Many of the children we look after in the care system are described as “complex”, “challenging” or “difficult”. The reasons for this are generally attributed to things such as attachment issues, as the result of trauma, or as the result of poor parenting. But are we considering that they may be foetally affected by alcohol?
Children in the care system are over-represented in terms of FASD (unsurprisingly as they often come from scenarios where alcohol will have featured heavily e.g. domestic violence, mental health issues and substance misuse) so although accurate rates of prevalence are difficult to obtain, recent research suggests it can be anything from 27% to 60% of children in the care system that may be affected. This compares to rates for the whole population that again are unclear but thought to be anywhere between 4% and 17%.
Foetal Alcohol Spectrum Disorders (FASD) are the result of alcohol being consumed during pregnancy. Alcohol, being both a neurotoxin and a teratogen, can damage any part of the developing embryo, but in particular it can damage the brain, most specifically the midline of the brain, causing neurodevelopmental issues.

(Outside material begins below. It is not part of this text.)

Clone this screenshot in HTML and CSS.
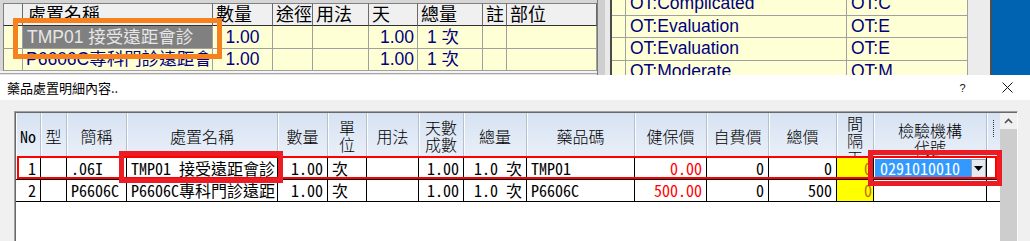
FILE: index.html
```html
<!DOCTYPE html>
<html lang="zh-Hant">
<head>
    <meta charset="UTF-8">
    <meta name="viewport" content="width=device-width, initial-scale=1.0">
    <title>藥品處置明細內容</title>
    <link rel="stylesheet" href="styles.css">
</head>
<body>

<div class="screen">

    <!-- main window behind the dialog -->
    <div class="behind">
        <div class="orders">
            <div class="og-row og-head">
                <div></div>
                <div>處置名稱</div>
                <div>數量</div>
                <div>途徑</div>
                <div>用法</div>
                <div>天</div>
                <div>總量</div>
                <div>註</div>
                <div>部位</div>
            </div>
            <div class="og-row">
                <div></div>
                <div class="picked">TMP01 接受遠距會診</div>
                <div class="mid">1.00</div>
                <div></div>
                <div></div>
                <div class="num">1.00</div>
                <div class="qty">1 次</div>
                <div></div>
                <div></div>
            </div>
            <div class="og-row short">
                <div></div>
                <div>P6606C專科門診遠距會診</div>
                <div class="mid">1.00</div>
                <div></div>
                <div></div>
                <div class="num">1.00</div>
                <div class="qty">1 次</div>
                <div></div>
                <div></div>
            </div>
            <div class="orders-foot"></div>
        </div>

        <div class="split"></div>

        <div class="codes">
            <div class="cg">
                <div class="cg-row"><div></div><div>OT:Complicated</div><div>OT:C</div></div>
                <div class="cg-row"><div></div><div>OT:Evaluation</div><div>OT:E</div></div>
                <div class="cg-row"><div></div><div>OT:Evaluation</div><div>OT:E</div></div>
                <div class="cg-row"><div></div><div>OT:Moderate</div><div>OT:M</div></div>
            </div>
            <div class="codes-gutter"></div>
        </div>
        <div class="edge"></div>
        <div class="desk"></div>
    </div>

    <!-- dialog -->
    <div class="dialog">
        <div class="dlg-title">
            <div class="dlg-caption">藥品處置明細內容..</div>
            <div class="dlg-btn help">?</div>
            <div class="dlg-btn">
                <svg width="11" height="11" viewBox="0 0 11 11"><path d="M0.5 0.5 L10.5 10.5 M10.5 0.5 L0.5 10.5" stroke="#111" stroke-width="1" fill="none"/></svg>
            </div>
        </div>

        <div class="dlg-body">
            <div class="grid">
                <div class="grid-in">
                    <div class="cells">
                        <div class="dg-row dg-head">
                            <div>No</div>
                            <div>型</div>
                            <div>簡稱</div>
                            <div>處置名稱</div>
                            <div>數量</div>
                            <div>單<br>位</div>
                            <div>用法</div>
                            <div>天數<br>成數</div>
                            <div>總量</div>
                            <div>藥品碼</div>
                            <div>健保價</div>
                            <div>自費價</div>
                            <div>總價</div>
                            <div class="top">間<br>隔<br>天</div>
                            <div class="low">檢驗機構<br>代號</div>
                            <div class="top"><span class="dots"></span></div>
                        </div>

                        <div class="dg-row current">
                            <div class="r">1</div>
                            <div></div>
                            <div>.06I</div>
                            <div>TMP01 接受遠距會診</div>
                            <div class="r">1.00</div>
                            <div>次</div>
                            <div></div>
                            <div class="r">1.00</div>
                            <div class="r">1.0 次</div>
                            <div>TMP01</div>
                            <div class="r red">0.00</div>
                            <div class="r">0</div>
                            <div class="r">0</div>
                            <div class="r gap">0</div>
                            <div class="combo-cell">
                                <div class="combo">
                                    <span class="combo-text">0291010010</span>
                                    <span class="combo-btn">
                                        <svg width="9" height="5" viewBox="0 0 9 5"><path d="M0 0 H9 L4.5 5 Z" fill="#000"/></svg>
                                    </span>
                                </div>
                            </div>
                            <div></div>
                        </div>

                        <div class="dg-row">
                            <div class="r">2</div>
                            <div></div>
                            <div>P6606C</div>
                            <div>P6606C專科門診遠距</div>
                            <div class="r">1.00</div>
                            <div>次</div>
                            <div></div>
                            <div class="r">1.00</div>
                            <div class="r">1.0 次</div>
                            <div>P6606C</div>
                            <div class="r red">500.00</div>
                            <div class="r">0</div>
                            <div class="r">500</div>
                            <div class="r gap">0</div>
                            <div></div>
                            <div></div>
                        </div>
                    </div>

                    <div class="vscroll">
                        <div class="vs-up">
                            <svg width="9" height="6" viewBox="0 0 9 6"><path d="M1 5 L4.5 1.5 L8 5" stroke="#505050" stroke-width="1.6" fill="none"/></svg>
                        </div>
                    </div>
                </div>
            </div>
        </div>
    </div>

    <!-- annotation marks drawn over the screenshot -->
    <div class="mark mark-orange"></div>
    <div class="mark mark-name"></div>
    <div class="mark mark-lab"></div>
</div>

</body>
</html>
```

FILE: styles.css
```css
* {
    box-sizing: border-box;
}
body {
    margin: 0;
    width: 1030px;
    height: 241px;
    overflow: hidden;
    background: #f0f0f0;
    font-family: "Liberation Sans", "Noto Sans CJK TC", sans-serif;
}
.screen {
    position: relative;
    height: 241px;
}

/* window behind */
.behind {
    display: flex;
    height: 75px;
    overflow: hidden;
}
.orders {
    width: 597px;
    padding: 3px 0 0 3px;
    background: #d6d6d6;
    display: flex;
    flex-direction: column;
}
.og-row {
    display: grid;
    grid-template-columns: 20px 190px 60px 40px 56px 49px 65px 24px 90px;
}
.og-row > div {
    border-right: 1px solid #a0a0a0;
    border-bottom: 1px solid #a0a0a0;
    background: #ffffd6;
    color: #000080;
    font-size: 17.5px;
    line-height: 22px;
    padding: 0 3px;
    white-space: nowrap;
    overflow: hidden;
}
.og-row.short > div {
    line-height: 21px;
}
.og-head > div {
    background: #f0f0f0;
    color: #000;
    border-top: 1px solid #808080;
    border-right-color: #6a6a6a;
    border-bottom-color: #303030;
    line-height: 20px;
    padding-top: 1px;
    font-size: 18px;
}
.og-head > div:nth-child(2) {
    padding-left: 5px;
}
.og-row > div:first-child {
    border-left: 1px solid #808080;
}
.og-row .picked {
    background: #808080;
    color: #e6e6e6;
    padding-left: 4px;
}
.og-row .mid {
    text-align: center;
}
.og-row .num {
    text-align: right;
}
.og-row .qty {
    padding-left: 9px;
}
.orders-foot {
    flex: 1;
    margin-left: -3px;
    background: #e2e2e2;
    border-top: 2px solid #f4f4f4;
    box-shadow: inset 0 1px #a8a8a8;
}
.split {
    width: 15px;
    background: linear-gradient(to right, #7a7a7a 0 1px, #cfcfcf 1px 8px, #e9e9e9 8px 13px, #4a4a4a 13px 15px);
}
.codes {
    width: 378px;
    display: flex;
    background: #ececec;
}
.cg {
    width: 356px;
    margin-top: -7px;
}
.cg-row {
    display: grid;
    grid-template-columns: 14px 221px 121px;
    height: 22.5px;
}
.cg-row > div {
    border-right: 1px solid #a0a0a0;
    border-bottom: 1px solid #a0a0a0;
    background: #ffffd6;
    color: #000080;
    font-size: 17.5px;
    line-height: 21px;
    padding-left: 4px;
    white-space: nowrap;
    overflow: hidden;
}
.cg-row > div:first-child {
    padding: 0;
}
.codes-gutter {
    flex: 1;
}
.edge {
    width: 2px;
    background: #4f4f4f;
}
.desk {
    flex: 1;
    background: #0063b1;
}

/* dialog */
.dialog {
    height: 166px;
    background: #f0f0f0;
}
.dlg-title {
    height: 25px;
    background: #fff;
    display: flex;
    align-items: center;
}
.dlg-caption {
    flex: 1;
    padding-left: 7px;
    font-family: "Noto Sans CJK TC", sans-serif;
    font-size: 13px;
    color: #000;
}
.dlg-btn {
    width: 45px;
    height: 25px;
    display: flex;
    align-items: center;
    justify-content: center;
}
.dlg-btn.help {
    font-size: 11px;
    color: #111;
}
.dlg-body {
    padding: 11px 12px 0 14px;
}
.grid {
    height: 140px;
    border-top: 1px solid #a0a0a0;
    border-left: 1px solid #a0a0a0;
    border-right: 1px solid #fafafa;
    background: #fff;
}
.grid-in {
    height: 100%;
    display: flex;
    border-top: 1px solid #696969;
    border-left: 1px solid #696969;
}
.cells {
    width: 984px;
}
.dg-row {
    display: grid;
    grid-template-columns: 25px 26px 60px 151px 50px 39px 52px 45px 63px 108px 72px 62px 68px 37px 113px 13px;
}
.dg-row > div {
    border-right: 1px solid #000;
    border-bottom: 1px solid #000;
    padding: 0 4px;
    font-family: "Noto Sans Mono CJK TC", "Liberation Mono", "Noto Sans CJK TC", monospace;
    font-size: 16px;
    font-weight: 300;
    line-height: 21px;
    color: #000;
    white-space: nowrap;
    overflow: hidden;
}
.dg-row > div:last-child {
    border-right: none;
}
.dg-row .r {
    text-align: right;
}
.dg-row .red {
    color: #ff0000;
}
.dg-row .gap {
    background: #ffff00;
    color: #c07000;
    padding-right: 1px;
}
.dg-head > div {
    height: 43px;
    display: flex;
    align-items: center;
    justify-content: center;
    text-align: center;
    padding: 3px 0 0;
    line-height: 17px;
    background: linear-gradient(#d6e2f3, #e9eff8);
    border-right: 1px solid #b4bfcf;
    border-bottom: none;
    box-shadow: inset 1px 0 #fbfcfe;
    font-family: "Noto Sans CJK TC", sans-serif;
}
.dg-head > div:first-child {
    font-family: "Noto Sans Mono CJK TC", "Liberation Mono", monospace;
}
.dg-head > div.top {
    align-items: flex-start;
    padding-top: 2px;
}
.dg-head > div.low {
    padding-top: 8px;
}
.dots {
    display: block;
    width: 1px;
    height: 17px;
    margin-top: 5px;
    border-left: 1px dotted #333;
}
.dg-row.current {
    position: relative;
}
.dg-row.current > div {
    padding-top: 2px;
}
.dg-row.current::after {
    content: "";
    position: absolute;
    left: 1px;
    right: 3px;
    top: 0;
    bottom: 1px;
    border: 2px solid #ff0000;
    pointer-events: none;
}
.dg-row > div.combo-cell {
    padding: 3px 0 0 1px;
}
.combo {
    display: flex;
    height: 19px;
    background: #3399ff;
    color: #fff;
}
.combo-text {
    flex: 1;
    padding-left: 5px;
    line-height: 19px;
}
.combo-btn {
    width: 15px;
    background: #e6e9ee;
    border: 1px solid #8fa1b8;
    display: flex;
    align-items: center;
    justify-content: center;
}
.vscroll {
    width: 17px;
    background: #cdcdcd;
}
.vs-up {
    height: 16px;
    background: #f0f0f0;
    display: flex;
    align-items: center;
    justify-content: center;
}

/* annotation marks */
.mark {
    position: absolute;
    border: 5px solid #ed1c24;
}
.mark-orange {
    left: 13px;
    top: 18px;
    width: 209px;
    height: 41px;
    border-color: #f5821f;
}
.mark-name {
    left: 119px;
    top: 151px;
    width: 164px;
    height: 32px;
}
.mark-lab {
    left: 868px;
    top: 150px;
    width: 134px;
    height: 36px;
}
```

As alcohol can impact on, and effect, any part of the embryo, it means that every child affected is affected uniquely, but because we know where the alcohol is most likely to have an effect, we can see common traits which include:-
- Poor impulse control
- Difficulties with emotional regulation
- Issues in retrieving and storing information
- Issues in receptive language
- Poor auditory functioning
- Specific facial features (but only in about 10% of cases)
Many of these outcomes can be confused with, or mistaken for, other conditions such as ADHD, ASD, PTSD and, especially for children in the care system, “attachment” concerns. Equally though, those affected may not have a diagnosis of any condition whatsoever but may be viewed by society as “naughty” children, with challenging behaviours, or the result of poor parenting.
It is therefore vital that everyone working with children, but especially those working with children in, or on the edge of, the care system, know about FASD, how it is caused, how the brain can be affected and, most crucially, how they can help children who have been impacted.